Direction: Show all lines that include the string "styles"; copy each one.

━━━━━━━━━━━━━━━━━━━━━━━━━━━━━━

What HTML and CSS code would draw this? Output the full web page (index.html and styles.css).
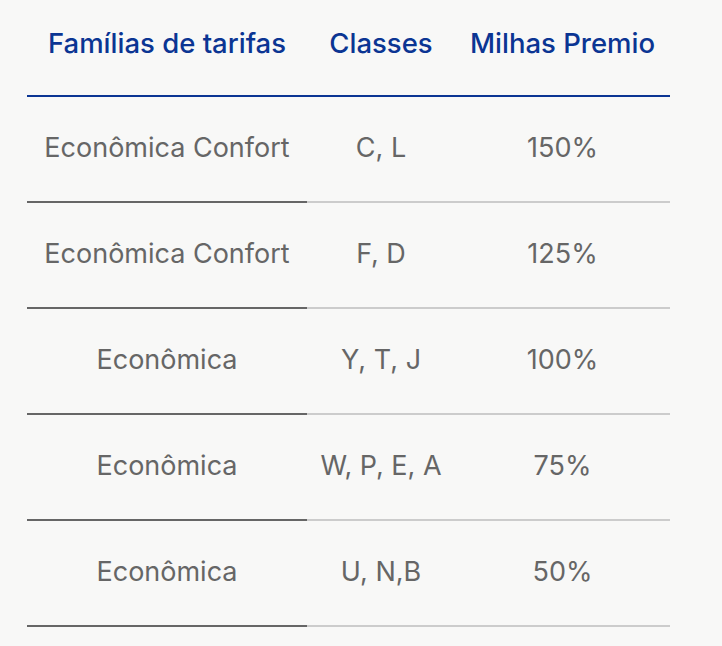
FILE: index.html
```html
<!DOCTYPE html>
<html lang="pt">
<head>
<meta charset="utf-8">
<link rel="stylesheet" href="styles.css">
</head>
<body>
<div class="wrap">
<table class="fares">
  <colgroup>
    <col class="c1"><col class="c2"><col class="c3">
  </colgroup>
  <thead>
    <tr><th>Famílias de tarifas</th><th>Classes</th><th>Milhas Premio</th></tr>
  </thead>
  <tbody>
    <tr><td>Econômica Confort</td><td>C, L</td><td>150%</td></tr>
    <tr><td>Econômica Confort</td><td>F, D</td><td>125%</td></tr>
    <tr><td>Econômica</td><td>Y, T, J</td><td>100%</td></tr>
    <tr><td>Econômica</td><td>W, P, E, A</td><td>75%</td></tr>
    <tr><td>Econômica</td><td>U, N,B</td><td>50%</td></tr>
  </tbody>
</table>
</div>
</body>
</html>
```

FILE: styles.css
```css
html, body {
  margin: 0;
  padding: 0;
  background: #f8f8f7;
}
.wrap {
  padding: 0 27px;
}
.fares {
  width: 643px;
  border-collapse: collapse;
  table-layout: fixed;
  font-family: Inter, "Liberation Sans", Arial, sans-serif;
  font-size: 27px;
}
.c1 { width: 280px; }
.c2 { width: 148px; }
.c3 { width: 215px; }
.fares th {
  height: 94px;
  padding: 0 0 10px;
  color: #0b3593;
  font-size: 27.5px;
  font-weight: 500;
  text-align: center;
  vertical-align: middle;
  border-bottom: 2px solid #0b3593;
  box-sizing: border-box;
}
.fares thead tr { height: 96px; }
.fares td {
  padding: 0 0 3px;
  height: 101px;
  color: #666;
  text-align: center;
  vertical-align: middle;
  border-bottom: 2px solid #cccccc;
}
.fares td:first-child {
  border-bottom-color: #666;
}
```
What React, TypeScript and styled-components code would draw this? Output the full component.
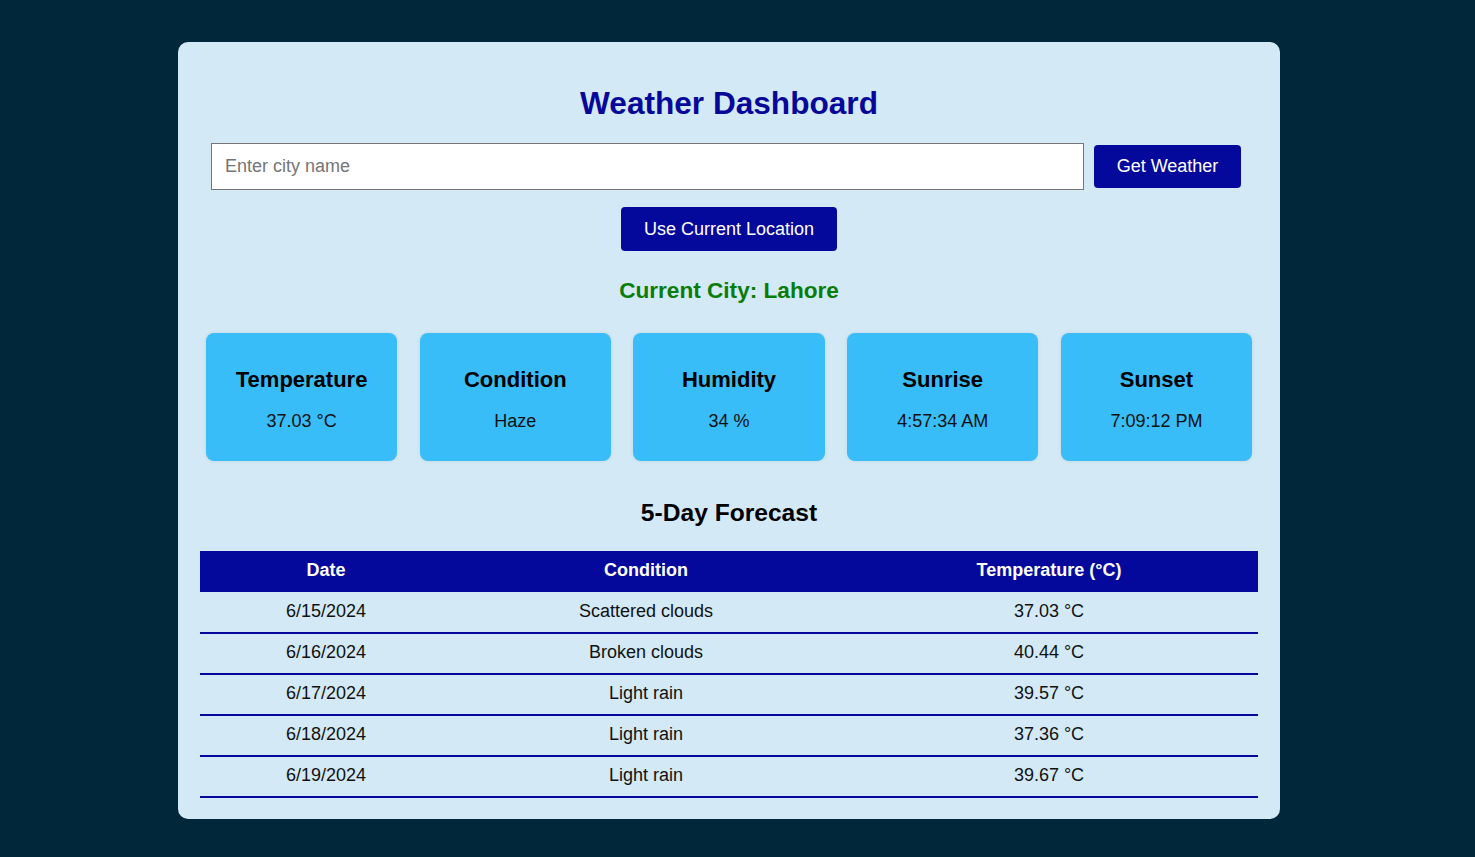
import React from "react";
import styled, { createGlobalStyle } from "styled-components";

const Global = createGlobalStyle`
  html, body { margin: 0; padding: 0; background: #01273a; }
  body { font-family: "Liberation Sans", Arial, sans-serif; }
  * { box-sizing: border-box; }
`;

const Page = styled.div`
  padding: 42px 0 38px 178px;
`;

const Container = styled.div`
  width: 1102px;
  background: #d3e9f5;
  border-radius: 10px;
  padding: 22px 22px 21px;
  display: flex;
  flex-direction: column;
  align-items: center;
`;

const Title = styled.h1`
  margin: 21px 0 0;
  font-size: 31.6px;
  line-height: 37px;
  font-weight: bold;
  color: #07089a;
`;

const SearchRow = styled.div`
  align-self: stretch;
  margin: 21px 17px 0 11px;
  display: flex;
  align-items: center;
  gap: 10px;
`;

const CityInput = styled.input`
  flex: 1;
  height: 47px;
  border: 1px solid #767676;
  background: #fff;
  padding: 0 13px;
  font-family: "Liberation Sans", Arial, sans-serif;
  font-size: 18px;
  color: #000;
  outline: none;
  &::placeholder { color: #757575; }
`;

const Button = styled.button<{ $w: number }>`
  width: ${(p) => p.$w}px;
  height: ${(p) => (p.$w > 200 ? 44 : 43)}px;
  background: #05099b;
  color: #fff;
  border: none;
  border-radius: 4px;
  font-family: "Liberation Sans", Arial, sans-serif;
  font-size: 18px;
  padding: 0;
  cursor: pointer;
`;

const LocationButton = styled(Button)`
  margin-top: 17px;
`;

const CityLine = styled.h2`
  margin: 26px 0 0;
  font-size: 22.6px;
  line-height: 28px;
  font-weight: bold;
  color: #087d08;
`;

const Cards = styled.div`
  align-self: stretch;
  margin-top: 28px;
  padding: 0 6px;
  display: flex;
  gap: 22.5px;
`;

const Card = styled.div`
  flex: 1;
  height: 128px;
  padding-top: 4px;
  background: #38bdf8;
  border-radius: 8px;
  box-shadow: 0 0 4px rgba(0, 0, 0, 0.08);
  display: flex;
  flex-direction: column;
  align-items: center;
  justify-content: center;
`;

const CardTitle = styled.div`
  font-size: 22px;
  line-height: 26px;
  font-weight: bold;
  color: #000;
`;

const CardValue = styled.div`
  margin-top: 18px;
  font-size: 18px;
  line-height: 21px;
  color: #111;
`;

const SectionTitle = styled.h2`
  margin: 38px 0 0;
  font-size: 24.6px;
  line-height: 28px;
  font-weight: bold;
  color: #000;
`;

const Table = styled.table`
  align-self: stretch;
  margin-top: 24px;
  border-collapse: collapse;
  table-layout: fixed;
  width: 100%;
`;

const Th = styled.th<{ $w: number }>`
  width: ${(p) => p.$w}px;
  height: 41px;
  background: #05099b;
  color: #fff;
  font-size: 18px;
  font-weight: bold;
  text-align: center;
  padding: 0 0 2px;
`;

const Td = styled.td`
  height: 41px;
  padding: 0 0 2px;
  text-align: center;
  font-size: 18px;
  color: #111;
  border-bottom: 2px solid #05099b;
`;

const stats = [
  ["Temperature", "37.03 °C"],
  ["Condition", "Haze"],
  ["Humidity", "34 %"],
  ["Sunrise", "4:57:34 AM"],
  ["Sunset", "7:09:12 PM"],
];

const forecast = [
  ["6/15/2024", "Scattered clouds", "37.03 °C"],
  ["6/16/2024", "Broken clouds", "40.44 °C"],
  ["6/17/2024", "Light rain", "39.57 °C"],
  ["6/18/2024", "Light rain", "37.36 °C"],
  ["6/19/2024", "Light rain", "39.67 °C"],
];

export default function App() {
  return (
    <Page>
      <Global />
      <Container>
        <Title>Weather Dashboard</Title>
        <SearchRow>
          <CityInput placeholder="Enter city name" />
          <Button $w={147}>Get Weather</Button>
        </SearchRow>
        <LocationButton $w={216}>Use Current Location</LocationButton>
        <CityLine>Current City: Lahore</CityLine>
        <Cards>
          {stats.map(([t, v]) => (
            <Card key={t}>
              <CardTitle>{t}</CardTitle>
              <CardValue>{v}</CardValue>
            </Card>
          ))}
        </Cards>
        <SectionTitle>5-Day Forecast</SectionTitle>
        <Table>
          <thead>
            <tr>
              <Th $w={252}>Date</Th>
              <Th $w={388}>Condition</Th>
              <Th $w={418}>Temperature (°C)</Th>
            </tr>
          </thead>
          <tbody>
            {forecast.map((r) => (
              <tr key={r[0]}>
                {r.map((c, i) => (
                  <Td key={i}>{c}</Td>
                ))}
              </tr>
            ))}
          </tbody>
        </Table>
      </Container>
    </Page>
  );
}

━━━━━━━━━━━━━━━━━━━━━━━━━━━━━━

Exercise output:
What HTML and CSS code would draw this? Output the full web page (index.html and styles.css).
<link rel="stylesheet" href="styles.css">
FILE: styles.css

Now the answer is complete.